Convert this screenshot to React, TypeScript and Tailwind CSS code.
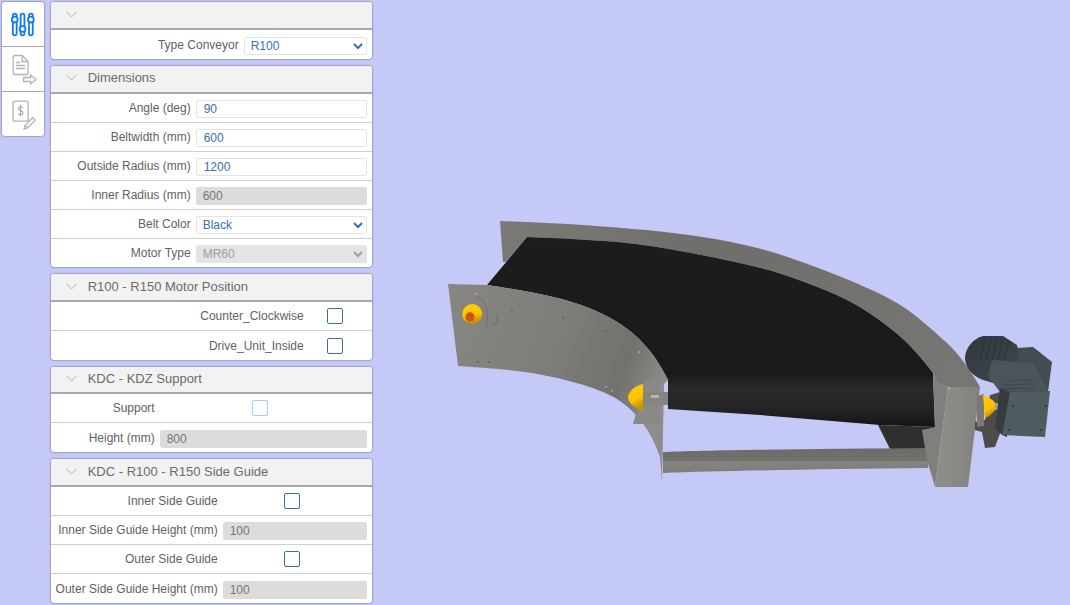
import React from 'react';

const fontBase = "font-['Liberation_Sans',Arial,sans-serif]";

type Row =
  | { label: string; kind: 'input'; value: string }
  | { label: string; kind: 'readonly'; value: string }
  | { label: string; kind: 'select'; value: string }
  | { label: string; kind: 'disabledSelect'; value: string }
  | { label: string; kind: 'check'; light?: boolean };

type Group = { title: string; labelClass: string; headerClass: string; sectionClass?: string; rows: Row[] };

const groups: Group[] = [
  {
    title: '',
    labelClass: 'w-[188px]',
    headerClass: 'h-[28.6px]',
    rows: [{ label: 'Type Conveyor', kind: 'select', value: 'R100' }],
  },
  {
    title: 'Dimensions',
    labelClass: 'w-[140px]',
    headerClass: 'h-[28.1px] pb-[2px]',
    sectionClass: 'h-[201.6px]',
    rows: [
      { label: 'Angle (deg)', kind: 'input', value: '90' },
      { label: 'Beltwidth (mm)', kind: 'input', value: '600' },
      { label: 'Outside Radius (mm)', kind: 'input', value: '1200' },
      { label: 'Inner Radius (mm)', kind: 'readonly', value: '600' },
      { label: 'Belt Color', kind: 'select', value: 'Black' },
      { label: 'Motor Type', kind: 'disabledSelect', value: 'MR60' },
    ],
  },
  {
    title: 'R100 - R150 Motor Position',
    labelClass: 'w-[253px]',
    headerClass: 'h-[28.6px]',
    rows: [
      { label: 'Counter_Clockwise', kind: 'check' },
      { label: 'Drive_Unit_Inside', kind: 'check' },
    ],
  },
  {
    title: 'KDC - KDZ Support',
    labelClass: 'w-[104px]',
    headerClass: 'h-[27.6px] pb-[1px]',
    rows: [
      { label: 'Support', kind: 'check', light: true },
      { label: 'Height (mm)', kind: 'readonly', value: '800' },
    ],
  },
  {
    title: 'KDC - R100 - R150 Side Guide',
    labelClass: 'w-[167px]',
    headerClass: 'h-[28.6px]',
    rows: [
      { label: 'Inner Side Guide', kind: 'check' },
      { label: 'Inner Side Guide Height (mm)', kind: 'readonly', value: '100' },
      { label: 'Outer Side Guide', kind: 'check' },
      { label: 'Outer Side Guide Height (mm)', kind: 'readonly', value: '100' },
    ],
  },
];

const Control: React.FC<{ row: Row }> = ({ row }) => {
  const box = 'h-[18px] w-full rounded-[2px] text-[12px] outline-none';
  if (row.kind === 'input') {
    return <input readOnly defaultValue={row.value} className={`${box} border border-[#e3e3e3] bg-white pl-[7px] text-[#3a6fb0]`} />;
  }
  if (row.kind === 'readonly') {
    return <input disabled defaultValue={row.value} className={`${box} border border-[#dcdcdc] bg-[#dcdcdc] pl-[6px] text-[#777777]`} />;
  }
  if (row.kind === 'select') {
    return (
      <select defaultValue={row.value} className={`${box} border border-[#e3e3e3] bg-white pl-[2px] text-[#3a6fb0]`}>
        <option>{row.value}</option>
      </select>
    );
  }
  if (row.kind === 'disabledSelect') {
    return (
      <select disabled defaultValue={row.value} className={`${box} border border-[#e4e4e4] bg-[#e4e4e4] pl-[2px] text-[#a0a0a0]`}>
        <option>{row.value}</option>
      </select>
    );
  }
  return (
    <div className="flex justify-center pr-[6px]">
      <span className={`block size-[16px] rounded-[2px] border bg-white ${row.light ? 'border-[#a9c8ea]' : 'border-[#3a6fa8]'}`} />
    </div>
  );
};

const Panel: React.FC<{ group: Group }> = ({ group }) => (
  <section className={`w-[321px] overflow-hidden rounded-[3px] bg-white shadow-[0_0_2px_rgba(0,0,0,0.65)] ${group.sectionClass ?? ''}`}>
    <header className={`flex ${group.headerClass} items-center border-b-2 border-[#a9a9a9] bg-[#f2f2f2]`}>
      <svg viewBox="0 0 11 7" className="ml-[15px] h-[7px] w-[11px]" fill="none" stroke="#a8a8a8" strokeWidth="0.9">
        <path d="M0.5 0.800L5.500 6L10.500 0.800" />
      </svg>
      <span className="ml-[11px] text-[13px] text-[#6b6b6b]">{group.title}</span>
    </header>
    {group.rows.map((row, i) => (
      <div
        key={row.label}
        className={`flex h-[29px] items-center pr-[5px] ${i < group.rows.length - 1 ? 'border-b border-[#cfcfcf]' : ''}`}
      >
        <label className={`${group.labelClass} shrink-0 whitespace-nowrap text-right text-[12px] text-[#626262]`}>
          {row.label}
        </label>
        <div className="ml-[5px] min-w-0 flex-1">
          <Control row={row} />
        </div>
      </div>
    ))}
  </section>
);

const ToolIcons = () => (
  <div className="flex w-[42.300px] flex-col overflow-hidden rounded-[3px] bg-white shadow-[0_0_2px_rgba(0,0,0,0.65)]">
    <button className="block h-[45px] border-b border-[#a8a8a8]">
      {/* drawn in page coordinates */}
      <svg viewBox="2 2 42 44" className="h-full w-full" fill="none" stroke="#0f7bf0" strokeWidth="1.8">
        <rect x="12.700" y="13.600" width="3.800" height="21.800" rx="1.900" />
        <rect x="20.500" y="13.600" width="3.800" height="21.800" rx="1.900" />
        <rect x="28.800" y="13.600" width="3.800" height="21.800" rx="1.900" />
        <circle cx="14.600" cy="19.600" r="2.900" fill="white" />
        <circle cx="22.400" cy="29" r="2.900" fill="white" />
        <circle cx="30.700" cy="19.600" r="2.900" fill="white" />
      </svg>
    </button>
    <button className="block h-[45px] border-b border-[#a8a8a8]">
      <svg viewBox="2 47 42 44" className="h-full w-full" fill="none" stroke="#b4b4b4" strokeWidth="1.300">
        <path d="M15 55.500h7l6 6v11a2 2 0 0 1-2 2h-11a2 2 0 0 1-2-2v-15a2 2 0 0 1 2-2z" />
        <path d="M22 55.500v6h6M16 62.500h4M16 65.500h9M16 68.500h9" />
        <path d="M23.500 77.500h7v-2.500l5.500 4.500-5.500 4.500v-2.500h-7z" fill="white" />
      </svg>
    </button>
    <button className="block h-[44.300px]">
      <svg viewBox="2 92 42 44" className="h-full w-full" fill="none" stroke="#b4b4b4" strokeWidth="1.300">
        <rect x="13" y="101" width="15" height="20" rx="2" />
        <path d="M23 107.500c-1-1.300-4.700-1.300-4.700 1 0 2.500 4.700 1.500 4.700 4 0 2.300-3.700 2.300-5 1M20.500 104.500v11.500" stroke="#a0a0a0" strokeWidth="1" />
        <path d="M24 129l1-4 7.500-7.500 2.500 2.500-7.500 7.500z" fill="white" />
        <path d="M25 125l2.500 2.500" />
      </svg>
    </button>
  </div>
);

// turns a list of points into one smooth curve through their midpoints
const smooth = (pts: number[][]) => {
  let d = '';
  for (let i = 1; i < pts.length - 1; i++) {
    const last = i === pts.length - 2;
    const mx = last ? pts[i + 1][0] : (pts[i][0] + pts[i + 1][0]) / 2;
    const my = last ? pts[i + 1][1] : (pts[i][1] + pts[i + 1][1]) / 2;
    d += `Q${pts[i][0]} ${pts[i][1]} ${mx} ${my}`;
  }
  return d;
};

const outerEdge = [[500, 221], [540, 222], [640, 229], [707, 237], [760, 248], [800, 261], [850, 280], [900, 303], [933, 330], [963, 358], [980, 387]];
const rimInner = [[933, 373], [917, 352], [890, 327], [850, 300], [800, 280], [760, 267], [673, 249], [607, 240], [527, 237]];
const wallTop = [[487, 285], [540, 293], [590, 307], [627, 327], [650, 350], [663, 370], [668, 380]];
const wallBottom = [[660, 457], [653, 437], [633, 410], [607, 392], [557, 377], [507, 369], [458, 366]];

const rimPath = `M500 221${smooth(outerEdge)}L948 387L937 383L933 373${smooth(rimInner)}L506 262L503 262Z`;
const beltPath = `M527 237${smooth([...rimInner].reverse())}L935 427L880 425L760 415L668 409L668 380${smooth([...wallTop].reverse())}Z`;
const wallPath = `M448 284L487 285${smooth(wallTop)}L664 384L662 483L660 457${smooth(wallBottom)}Z`;

const Conveyor = () => (
  <svg viewBox="380 0 690 605" className="h-[605px] w-[690px]">
    <defs>
      <linearGradient id="wall" gradientUnits="userSpaceOnUse" x1="448" y1="300" x2="665" y2="380">
        <stop offset="0" stopColor="#878682" />
        <stop offset="0.5" stopColor="#7e7d7a" />
        <stop offset="0.82" stopColor="#72716e" />
        <stop offset="1" stopColor="#8e8d89" />
      </linearGradient>
      <linearGradient id="rim" gradientUnits="userSpaceOnUse" x1="500" y1="230" x2="980" y2="380">
        <stop offset="0" stopColor="#7b7a77" />
        <stop offset="0.4" stopColor="#6f6e6b" />
        <stop offset="1" stopColor="#777672" />
      </linearGradient>
      <linearGradient id="belt" gradientUnits="userSpaceOnUse" x1="0" y1="237" x2="0" y2="427">
        <stop offset="0" stopColor="#1d1d1d" />
        <stop offset="0.72" stopColor="#1a1a1a" />
        <stop offset="0.8" stopColor="#2a2a2a" />
        <stop offset="0.92" stopColor="#222222" />
        <stop offset="1" stopColor="#141414" />
      </linearGradient>
      <linearGradient id="bar" x1="0" y1="0" x2="0" y2="1">
        <stop offset="0" stopColor="#6c6b68" />
        <stop offset="0.5" stopColor="#73726e" />
        <stop offset="0.55" stopColor="#858480" />
        <stop offset="1" stopColor="#7d7c78" />
      </linearGradient>
      <linearGradient id="block" x1="0" y1="0" x2="1" y2="0">
        <stop offset="0" stopColor="#908f8b" />
        <stop offset="1" stopColor="#82817d" />
      </linearGradient>
      <linearGradient id="yellow" x1="0" y1="0" x2="0.3" y2="1">
        <stop offset="0" stopColor="#ffd000" />
        <stop offset="0.65" stopColor="#fbc200" />
        <stop offset="1" stopColor="#c79400" />
      </linearGradient>
      <linearGradient id="motor" x1="0" y1="0" x2="1" y2="1">
        <stop offset="0" stopColor="#30373c" />
        <stop offset="1" stopColor="#414a4f" />
      </linearGradient>
    </defs>

    {/* rim and back plate */}
    <path d={rimPath} fill="url(#rim)" />

    {/* belt */}
    <path d={beltPath} fill="url(#belt)" />

    {/* shadow under the belt and cross bar */}
    <path d="M878 425L936 427V449L890 449Z" fill="#2f2f2e" />
    <path d="M663 452C700 450 820 449 928 448V468C820 469 720 471 663 473Z" fill="url(#bar)" />

    {/* inner wall */}
    <path d={wallPath} fill="url(#wall)" />
    <g fill="#4b4b4a">
      <circle cx="512" cy="310" r="0.800" />
      <circle cx="563" cy="318" r="0.800" />
      <circle cx="606" cy="331" r="0.800" />
      <circle cx="478" cy="362" r="0.800" />
      <circle cx="489" cy="362" r="0.800" />
    </g>
    <g fill="#c6c6c2">
      <circle cx="639" cy="352" r="0.800" />
      <circle cx="606" cy="387" r="0.800" />
      <circle cx="612" cy="391" r="0.800" />
      <circle cx="476" cy="294" r="0.800" />
    </g>

    {/* left bearing */}
    <path d="M476 297C486 298 489 312 487 326" fill="none" stroke="#767572" strokeWidth="1.200" />
    <path d="M496 314C499 318 497 324 492 326" fill="none" stroke="#747370" strokeWidth="1.200" />
    <circle cx="472.300" cy="314" r="10" fill="url(#yellow)" />
    <circle cx="470" cy="317" r="4.700" fill="#c8551a" />

    {/* near roller */}
    <path d="M633 424L637 410L643 382L658 380L660 424Z" fill="#8a8986" />
    <rect x="643" y="392" width="25" height="13" fill="#85847f" />
    <rect x="651" y="395" width="8" height="3" fill="#b8b7b2" />
    <path d="M643 384C634 386 628 392 628 398C629 404 636 409 643 411Z" fill="url(#yellow)" />

    {/* corner block */}
    <path d="M933 373L937 383L948 387L935 487L927 460L922 430L935 427Z" fill="#807f7b" />
    <path d="M948 387H980L968 487H935Z" fill="url(#block)" />
    <circle cx="949" cy="388" r="0.800" fill="#d0d0cc" />

    {/* gear motor */}
    <path d="M990 395L1007 390L1005 420L995 447L985 448L982 432L975 430L975 422L985 420Z" fill="#4e4c49" />
    <path d="M977 396L984 394V426L977 427Z" fill="#7a7975" />
    <rect x="994" y="403" width="6" height="7" fill="#a09f9a" />
    <path d="M983 395C988 397 994 400 995 403V410C992 414 988 417 985 418Z" fill="url(#yellow)" />
    <path d="M1017 348L1033 347L1052 362L1048 392H1000L992 360Z" fill="#434c51" />
    <path d="M983 336H1003L1017 345L1020 362L1000 385L983 380C970 375 965 366 965 357C966 347 973 339 983 336Z" fill="url(#motor)" />
    <path d="M985 339L980 360M991 338L986 361M997 338L992 361M1003 339L998 360M1009 342L1004 360" stroke="#293035" strokeWidth="0.800" />
    <path d="M992 360L1033 363L1048 390L1000 392L988 376Z" fill="#4a5459" />
    <path d="M1005 381L1032 380M1004 385L1034 384M1003 389L1036 388" stroke="#3a4348" strokeWidth="0.800" />
    <path d="M1000 388L1010 392L1007 437L1002 435L995 428Z" fill="#353c40" />
    <path d="M1010 392L1050 391L1045 437L1002 435Z" fill="#505b5f" />
    <g fill="#2b3034">
      <circle cx="1013" cy="406" r="1" />
      <circle cx="1046" cy="406" r="1" />
      <circle cx="1041" cy="430" r="1" />
      <circle cx="1009" cy="430" r="1" />
    </g>
  </svg>
);

const App: React.FC = () => (
  <div className={`${fontBase} flex h-[605px] w-full overflow-hidden bg-[#c4c9f8]`}>
    <div className="ml-[1.700px] mt-[1.700px] shrink-0">
      <ToolIcons />
    </div>
    <div className="ml-[6.700px] flex shrink-0 flex-col gap-[6.400px] pt-[1.700px]">
      {groups.map((group) => (
        <Panel key={group.title || 'type'} group={group} />
      ))}
    </div>
    <div className="ml-auto shrink-0">
      <Conveyor />
    </div>
  </div>
);

export default App;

- [What the task asks]:
Reproduce the material above exactly, first line through the line that contains "string; labelClass: string;", minus the pictures.

- [Finished exercise]:
Convert this screenshot to React, TypeScript and Tailwind CSS code.
import React from 'react';

const fontBase = "font-['Liberation_Sans',Arial,sans-serif]";

type Row =
  | { label: string; kind: 'input'; value: string }
  | { label: string; kind: 'readonly'; value: string }
  | { label: string; kind: 'select'; value: string }
  | { label: string; kind: 'disabledSelect'; value: string }
  | { label: string; kind: 'check'; light?: boolean };

type Group = { title: string; labelClass: string; headerClass: string; sectionClass?: string; rows: Row[] };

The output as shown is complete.